After Lord Buddha had successfully diverted the general mass of people away from the Vedas, Shankaracharya appeared to propagate a clouded form of Buddhism to attract the people back to the Vedas, leaving aside its real import. This was also the desire of the Supreme Personality of Godhead. Shankaracharya is an incarnation of Lord Shiva and he had to imagine some kind of misleading interpretation, and therefore he presented a kind of Vedic literature that is full of atheism. It is stated in the Padma Purana, and quoted in the Chaitanya-caritamrta (Madhya-lila Ch.6:181-182), that Lord Shiva was requested by the Lord to appear as a brahmana to deviate the human race from Him.

“Addressing Lord Shiva, the Supreme Personality of Godhead said, ‘Please make the general populace averse to Me by imagining your own interpretation of the Vedas. Also, cover Me in such a way that people will take more interest in advancing material civilization just to propagate a population bereft of spiritual knowledge.’

“Lord Shiva informed the goddess Durga, the superintendent of the material world, ‘In the age of Kali, I take the form of a brahmana and explain the Vedas through false scriptures in an atheistic way, similar to Buddhist philosophy.'”

The Supreme Personality of Godhead, the Absolute Truth, is not like a material object that can be known by experimental knowledge or sense perception. In the Narada-Pancaratra this fact has been explained by Narayana Himself to Lord Shiva. But Shankaracharya, the incarnation of Shiva, under the order of his master, had to mislead the monists, who favor ultimate extinction. In the conditioned stage of existence, all living entities have four basic defects, of which one is the cheating propensity. Shankaracharya has carried this cheating propensity to the extreme to mislead the monists.

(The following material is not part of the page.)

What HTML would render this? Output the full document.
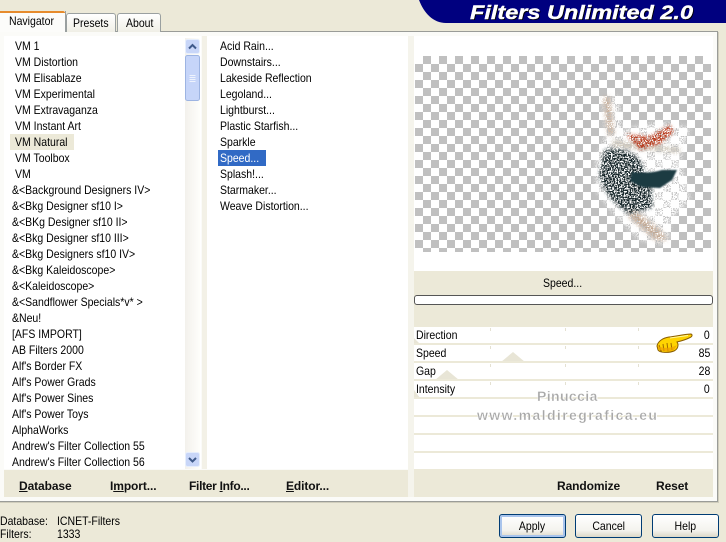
<!DOCTYPE html>
<html><head><meta charset="utf-8"><style>
html,body{margin:0;padding:0}
body{width:726px;height:542px;position:relative;overflow:hidden;background:#ece9d8;font-family:"Liberation Sans",sans-serif;font-size:12px;color:#000}
.a{position:absolute}
.t{position:absolute;white-space:nowrap;line-height:16px;height:16px;transform:scaleX(.875);transform-origin:0 50%}
.t.r{transform-origin:100% 50%}
.l{position:absolute;left:0;top:1px}
.l div{height:16px;line-height:16px;white-space:nowrap;position:absolute;transform:scaleX(.875);transform-origin:0 50%}
.b{position:absolute;font-weight:bold;font-size:12px;white-space:nowrap;line-height:16px;color:#111;letter-spacing:-.1px}
.line{position:absolute;left:414px;width:299px;height:2px;background:#ece9d8}
.tick{position:absolute;width:1px;height:3px;background:#e4e1d2}
.btn{position:absolute;top:514px;width:65px;height:22px;border:1px solid #003c74;border-radius:3px;background:linear-gradient(#fff,#f4f3ee 70%,#dcd8c8);text-align:center;line-height:22px}
.btn span{display:inline-block;transform:scaleX(.875)}
</style></head><body>
<!-- banner -->
<svg class="a" style="left:419px;top:0" width="307" height="24"><path d="M0 0H307V23H27C14 23 5 13 0 0Z" fill="#00007f"/>
<text x="51" y="19" font-family="Liberation Sans" font-weight="bold" font-style="italic" font-size="19" fill="#000" textLength="223" lengthAdjust="spacingAndGlyphs" transform="translate(1 1)">Filters Unlimited 2.0</text>
<text x="51" y="19" font-family="Liberation Sans" font-weight="bold" font-style="italic" font-size="19" fill="#fff" stroke="#fff" stroke-width=".4" textLength="223" lengthAdjust="spacingAndGlyphs">Filters Unlimited 2.0</text></svg>
<!-- panel -->
<div class="a" style="left:-2px;top:31px;width:718px;height:469px;border:1px solid #9a9c98;background:#fbfbf8;box-shadow:1px 1px 0 #d0cdbc"></div>
<!-- tabs -->
<div class="a" style="left:66px;top:13px;width:48px;height:18px;border:1px solid #9aa0a0;border-bottom:0;border-radius:3px 3px 0 0;background:linear-gradient(#fff,#f0efe6)"></div>
<div class="a" style="left:117px;top:13px;width:42px;height:18px;border:1px solid #9aa0a0;border-bottom:0;border-radius:3px 3px 0 0;background:linear-gradient(#fff,#f0efe6)"></div>
<div class="a" style="left:0;top:11px;width:65px;height:21px;background:#fcfcfa;border-right:1px solid #9aa0a0"></div>
<div class="a" style="left:0;top:11px;width:65px;height:2px;background:#e68b2c;border-radius:0 2px 0 0"></div>
<div class="t" style="left:9px;top:13px">Navigator</div>
<div class="t" style="left:73px;top:15px">Presets</div>
<div class="t" style="left:126px;top:15px">About</div>
<!-- lists -->
<div class="a" style="left:4px;top:36px;width:197px;height:433px;background:#fff"></div>
<div class="a" style="left:202px;top:36px;width:5px;height:433px;background:#f3f1e7"></div>
<div class="a" style="left:207px;top:36px;width:201px;height:433px;background:#fff"></div>
<div class="a" style="left:408px;top:36px;width:6px;height:461px;background:#f5f4ec"></div>
<div class="a" style="left:10px;top:134px;width:64px;height:16px;background:#ece9d8"></div>
<div class="a" style="left:218px;top:150px;width:48px;height:16px;background:#316ac5"></div>
<div class="l">
<div style="left:15px;top:37px">VM 1</div>
<div style="left:15px;top:53px">VM Distortion</div>
<div style="left:15px;top:69px">VM Elisablaze</div>
<div style="left:15px;top:85px">VM Experimental</div>
<div style="left:15px;top:101px">VM Extravaganza</div>
<div style="left:15px;top:117px">VM Instant Art</div>
<div style="left:15px;top:133px">VM Natural</div>
<div style="left:15px;top:149px">VM Toolbox</div>
<div style="left:15px;top:165px">VM</div>
<div style="left:12px;top:181px">&amp;&lt;Background Designers IV&gt;</div>
<div style="left:12px;top:197px">&amp;&lt;Bkg Designer sf10 I&gt;</div>
<div style="left:12px;top:213px">&amp;&lt;BKg Designer sf10 II&gt;</div>
<div style="left:12px;top:229px">&amp;&lt;Bkg Designer sf10 III&gt;</div>
<div style="left:12px;top:245px">&amp;&lt;Bkg Designers sf10 IV&gt;</div>
<div style="left:12px;top:261px">&amp;&lt;Bkg Kaleidoscope&gt;</div>
<div style="left:12px;top:277px">&amp;&lt;Kaleidoscope&gt;</div>
<div style="left:12px;top:293px">&amp;&lt;Sandflower Specials*v*&nbsp;&gt;</div>
<div style="left:12px;top:309px">&amp;Neu!</div>
<div style="left:12px;top:325px">[AFS IMPORT]</div>
<div style="left:12px;top:341px">AB Filters 2000</div>
<div style="left:12px;top:357px">Alf's Border FX</div>
<div style="left:12px;top:373px">Alf's Power Grads</div>
<div style="left:12px;top:389px">Alf's Power Sines</div>
<div style="left:12px;top:405px">Alf's Power Toys</div>
<div style="left:12px;top:421px">AlphaWorks</div>
<div style="left:12px;top:437px">Andrew's Filter Collection 55</div>
<div style="left:12px;top:453px">Andrew's Filter Collection 56</div>
<div style="left:220px;top:37px">Acid Rain...</div>
<div style="left:220px;top:53px">Downstairs...</div>
<div style="left:220px;top:69px">Lakeside Reflection</div>
<div style="left:220px;top:85px">Legoland...</div>
<div style="left:220px;top:101px">Lightburst...</div>
<div style="left:220px;top:117px">Plastic Starfish...</div>
<div style="left:220px;top:133px">Sparkle</div>
<div style="left:220px;top:149px;color:#fff">Speed...</div>
<div style="left:220px;top:165px">Splash!...</div>
<div style="left:220px;top:181px">Starmaker...</div>
<div style="left:220px;top:197px">Weave Distortion...</div>
</div>
<!-- scrollbar -->
<div class="a" style="left:185px;top:38px;width:15px;height:431px;background:linear-gradient(90deg,#f3f1ec,#fefefb)"></div>
<svg class="a" style="left:185px;top:38px" width="16" height="432">
<rect x=".5" y="1.5" width="14" height="14" rx="2" fill="#c8d6f8" stroke="#e6eefc"/>
<path d="M4 10.5L7.5 7L11 10.5" fill="none" stroke="#3f5a8a" stroke-width="2"/>
<rect x=".5" y="17.5" width="14" height="45" rx="2" fill="#c6d5f9" stroke="#9db4e2"/>
<path d="M4.500 37.500h6M4.500 39.500h6M4.500 41.500h6M4.500 43.500h6" stroke="#eef3fd" stroke-width="1"/>
<rect x=".5" y="414.500" width="14" height="14" rx="2" fill="#c8d6f8" stroke="#e6eefc"/>
<path d="M4 420L7.500 423.500L11 420" fill="none" stroke="#3f5a8a" stroke-width="2"/>
</svg>
<!-- preview -->
<div class="a" style="left:414px;top:36px;width:299px;height:235px;background:#fff"></div>
<svg class="a" style="left:415px;top:56px" width="296" height="196">
<defs>
<pattern id="c" width="16" height="16" patternUnits="userSpaceOnUse"><rect width="16" height="16" fill="#fff"/><rect x="8" width="8" height="8" fill="#c0c0c0"/><rect y="8" width="8" height="8" fill="#c0c0c0"/></pattern>
<filter id="s1" x="-20%" y="-20%" width="140%" height="140%"><feGaussianBlur stdDeviation="2.500" result="g"/><feTurbulence type="fractalNoise" baseFrequency=".8" numOctaves="2" seed="4"/><feColorMatrix values="0 0 0 0 0 0 0 0 0 0 0 0 0 0 0 0 0 0 14 -6" result="n"/><feComposite in="g" in2="n" operator="in"/></filter>
<filter id="s2" x="-20%" y="-20%" width="140%" height="140%"><feGaussianBlur stdDeviation="1.500" result="g"/><feTurbulence type="fractalNoise" baseFrequency=".7" numOctaves="2" seed="9"/><feColorMatrix values="0 0 0 0 0 0 0 0 0 0 0 0 0 0 0 0 0 0 14 -6.200" result="n"/><feComposite in="g" in2="n" operator="in"/></filter>
<filter id="bl"><feGaussianBlur stdDeviation=".8"/></filter>
</defs>
<rect width="296" height="196" fill="url(#c)"/>
<g transform="translate(-415 -56)">
<g filter="url(#s1)" fill="#fff">
<path d="M602 100L618 96L622 130L660 122L690 128L680 160L690 200L670 220L668 245L640 240L615 215L596 190L596 160L606 135Z"/>
</g>
<g filter="url(#s1)" fill="#bfa48e"><path d="M603 97L610 97L614 135L608 135Z"/><path d="M632 208L660 230L668 240L655 240L628 216Z"/></g>
<g filter="url(#s1)" fill="#c8c0b0"><path d="M612 140L680 148L680 153L612 147Z"/></g>
<g filter="url(#s2)" fill="#18262a"><path d="M604 150Q625 145 640 160L652 190L652 208L630 214Q605 200 599 175Z"/></g>
<g filter="url(#bl)"><path d="M632 172Q650 174 662 170L677 170L672 180L660 188L642 187L630 181Z" fill="#1c3a42"/></g>
<g filter="url(#s2)" fill="#b83a1c"><path d="M626 134L650 136L670 125L674 132L660 144L640 150Z"/></g>
</g>
</svg>
<!-- speed block -->
<div class="a" style="left:414px;top:271px;width:299px;height:56px;background:#ece9d8"></div>
<div class="t" style="left:543px;top:275px">Speed...</div>
<div class="a" style="left:414px;top:295px;width:297px;height:8px;border:1px solid #555;border-radius:3px;background:#fff"></div>
<!-- sliders -->
<div class="a" style="left:414px;top:327px;width:299px;height:143px;background:#fff"></div>
<svg class="a" style="left:414px;top:327px" width="120" height="72"><path d="M0 17V11L6 17ZM87 35L99 25L111 35ZM21 53L33 43L45 53ZM0 71V63L6 71Z" fill="#e8e5d6"/></svg>
<div class="line" style="top:343px"></div><div class="line" style="top:361px"></div><div class="line" style="top:379px"></div><div class="line" style="top:397px"></div><div class="line" style="top:415px"></div><div class="line" style="top:433px"></div><div class="line" style="top:451px"></div><div class="line" style="top:469px"></div>
<div class="tick" style="left:490px;top:328px"></div><div class="tick" style="left:565px;top:328px"></div><div class="tick" style="left:638px;top:328px"></div>
<div class="tick" style="left:490px;top:346px"></div><div class="tick" style="left:565px;top:346px"></div><div class="tick" style="left:638px;top:346px"></div>
<div class="tick" style="left:490px;top:364px"></div><div class="tick" style="left:565px;top:364px"></div><div class="tick" style="left:638px;top:364px"></div>
<div class="tick" style="left:490px;top:382px"></div><div class="tick" style="left:565px;top:382px"></div><div class="tick" style="left:638px;top:382px"></div>
<div class="t" style="left:416px;top:327px">Direction</div>
<div class="t" style="left:416px;top:345px">Speed</div>
<div class="t" style="left:416px;top:363px">Gap</div>
<div class="t" style="left:416px;top:381px">Intensity</div>
<div class="t r" style="right:16px;top:327px">0</div>
<div class="t r" style="right:16px;top:345px">85</div>
<div class="t r" style="right:16px;top:363px">28</div>
<div class="t r" style="right:16px;top:381px">0</div>
<!-- watermark -->
<div class="a" style="left:537px;top:388px;line-height:16px;white-space:nowrap;font-size:14px;font-weight:bold;color:#a8a8a8;letter-spacing:.4px;-webkit-text-stroke:.3px #fff;text-shadow:1px 1px 0 #fff">Pinuccia</div>
<div class="a" style="left:477px;top:407px;line-height:16px;white-space:nowrap;font-size:14px;font-weight:bold;color:#a8a8a8;letter-spacing:1.4px;-webkit-text-stroke:.3px #fff;text-shadow:1px 1px 0 #fff">www.maldiregrafica.eu</div>
<!-- hand -->
<svg class="a" style="left:655px;top:331px" width="40" height="23">
<path d="M2 15C3 10 8 7 14 6C22 5 31 3 36 3C38 4 37 6 34 7C30 9 26 10 22 11C24 14 23 18 19 20C14 22 5 22 3 19Z" fill="#ffd400" stroke="#8a5c00" stroke-width="1"/>
<path d="M4 14C6 18 4 20 7 20M8 13L9 20M12 12L13 20M16 12L17 19" fill="none" stroke="#a06a00"/>
<path d="M3 17C6 21 14 21 19 19L22 14C17 17 9 18 3 15Z" fill="#f0a000" opacity=".7"/>
<path d="M15 7L33 4.500" stroke="#fff6a0" stroke-width="1"/>
</svg>
<!-- bottom bars -->
<div class="a" style="left:4px;top:470px;width:404px;height:27px;background:#ece9d8"></div>
<div class="a" style="left:414px;top:470px;width:299px;height:27px;background:#ece9d8"></div>
<div class="b" style="left:19px;top:478px"><u>D</u>atabase</div>
<div class="b" style="left:110px;top:478px">I<u>m</u>port...</div>
<div class="b" style="left:189px;top:478px;letter-spacing:-.3px">Filter <u>I</u>nfo...</div>
<div class="b" style="left:286px;top:478px"><u>E</u>ditor...</div>
<div class="b" style="left:557px;top:478px">Randomize</div>
<div class="b" style="left:656px;top:478px">Reset</div>
<!-- status -->
<div class="t" style="left:0;top:513px">Database:</div>
<div class="t" style="left:57px;top:513px">ICNET-Filters</div>
<div class="t" style="left:0;top:526px">Filters:</div>
<div class="t" style="left:57px;top:526px">1333</div>
<!-- buttons -->
<div class="btn" style="left:499px;box-shadow:inset 0 0 0 2px #a9c4ec"><span>Apply</span></div>
<div class="btn" style="left:575px"><span>Cancel</span></div>
<div class="btn" style="left:652px"><span>Help</span></div>
</body></html>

Shankaracharya, by the order of the Supreme Personality of Godhead, compromised between atheism and theism in order to cheat the atheists and bring them to theism, and to do so he gave up the direct method of Vedic knowledge and tried to present a meaning which is indirect. It was with this purpose that he wrote his Sariraka-bhasya commentary on the Vedanta-sutra.

“The Mayavada philosophy,” Lord Shiva informed his wife Parvati, “is impious [asac-chastra]. My dear Parvati, in the form of a brahmana in kali-yuga I teach this imagined Mayavada philosophy. In order to cheat the atheists, I describe the Supreme Personality of Godhead to be without form and without qualities. Similarly, in explaining Vedanta I describe the same Mayavada philosophy in order to mislead the entire population toward atheism by denying the personal form of the Lord.” (Padma Purana)

Although Shankaracharya was attempting to cover the Supreme Lord by his Mayavadi philosophy, he was simply following the order of the Supreme Lord. Therefore, it should be understood that his teachings were a timely necessity but not a permanent fact.